Announcing the presentation of first Walter E. “Howdy” Howard Lifetime Achievement Award

Posted: 03.21.2018

The Vertebrate Pest Council recently awarded the inaugural Walter E. “Howdy” Howard Lifetime Achievement Award at the 28th Vertebrate Pest Conference held in Rohnert Park, CA from February 26–March 1, 2018.  The Vertebrate Pest Conference is widely considered the most recognized conference of its kind; participants and attendees include leading authorities on human wildlife conflict/vertebrate pest management from around the world.  The award was named after Howdy Howard, who was a long-time faculty member in WFCB at UC Davis.  One of the inaugural recipients of the award was Rex Marsh, who was a Specialist and Lecturer in WFCB for many years.  Both were true giants in the profession and very much worthy of this recognition.  Dr. Robert Timm was also selected as a recipient of the Lifetime Achievement Award.

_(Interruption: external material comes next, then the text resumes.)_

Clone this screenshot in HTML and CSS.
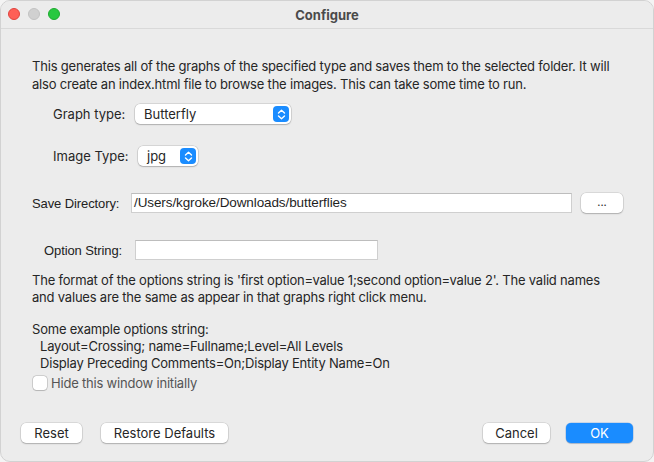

See below for a short biography of the award namesake (Howdy Howard), as well as the two inaugural award winners (Rex Marsh and Robert Timm).

 

Walter E. ‘Howdy’ Howard

Walter E. The Walter E. “Howdy” Howard Lifetime Achievement Award is named after a true pioneer and pillar in the vertebrate pest control profession.  Born in 1917, Howdy’s love for biology began as a young child.  He graduated from U.C. Berkeley, served three years during WWII, primarily focusing on disease and parasite control, and completed his M.S. and PhD at the University of Michigan.  He joined the faculty at U.C. Davis in 1947 as professor of Wildlife Ecology.  During his lifelong tenure at Davis, he developed the field of vertebrate ecology including vertebrate pest control, making UC Davis a premier international research and teaching institute in this field.  His research focused on rodents impacting agriculture and public health, predators especially coyotes and the politics of dealing with wildlife-human conflicts.  He was committed to making state and federal agencies good stewards of wildlife populations and their habitats, and that the political structure ensures wildlife populations and humans coexist. Howdy is especially known for his perspective on the balance of nature and his direct challenge of the arguments posed by groups who are opposed to controlling wildlife populations. Howdy’s impact on our profession and personal legacy live on today through the 44 Ph.D. and M.S. students he advised and mentored at U.C. Davis and the countless professionals influenced by his personal interactions and writing.  It is with great honor that we name this award after Howdy.

 

Rex E. Marsh

Rex E MarshRex has devoted his life to vertebrate pest management. He is considered one of the top international experts on rodents and rodent management, but has broad knowledge of the entire vertebrate pest field.  Rex began working in the field of pest management for the Santa Clara County Department of Agriculture in 1955 and the State of California Department of Agriculture in 1959.  Recognized for his expertise and abilities, he began working at the University of California, Davis in 1964. Throughout his career, Rex has sparked countless students and others to pursue vertebrate pest management as a career, influenced the development of new, innovative and environmentally appropriate materials and methods, and ultimately raised the field of vertebrate pest management to the profession it is today.  Rex authored over 250 publications during his career and continues to publish even in retirement (80+ to date!).  Rex first attended the Vertebrate Pest Conference in 1964 (2nd VPC) and published his first article in the Conference Proceedings in 1967 (3rd VPC), Aircraft as a Means of Baiting Ground Squirrels.  Rex became a Vertebrate Pest Council board member in 1964, twice served as Council Chair and serving as editor or co-editor of the Proceedings of the Vertebrate Pest Conference eleven times between 1972 and 1992.  His commitment to the Council and Conference has never ebbed.  Rex truly embodies the concept of lifetime achievement in Vertebrate Pest Management. 

 

Robert M. Timm

Robert M. TimmDr. Timm began working in the field of vertebrate pest management in 1970 when he conducted a senior honors project at the University of Redlands surveying parasites in local populations of Norway rats.  He went on to study under both Howdy Howard and Rex Marsh at the University of California, Davis where he received both this masters and doctoral degree.  In 1983, he compiled, edited and published the first edition of the most-used reference in the field of vertebrate pest management, Prevention and Control of Wildlife Damage. From 1987 until his retirement in 2014 Bob was a Wildlife Extension Specialist and Director of the Hopland Research and Extension Center, University of California.  Throughout his career, Bob has been active with the Vertebrate Pest Conference, first attending in 1974 (6th VPC) and first publishing in the conference proceedings in 1982 (10th VPC), An IPM Approach to Rodent Control on Midwestern Farms.  Bob became an active member of the Vertebrate Pest Council in 1989, served twice as the Chair and has been the managing editor of the Proceedings of the Vertebrate Pest Conference nine times between 1996 and 2016.  Throughout Bob’s 47 years in our profession he has demonstrated the highest professional standard for vertebrate pest management professionals, influenced countless students, professionals and public citizens, and worked tirelessly to make the Vertebrate Pest Conference the premier conference for our profession.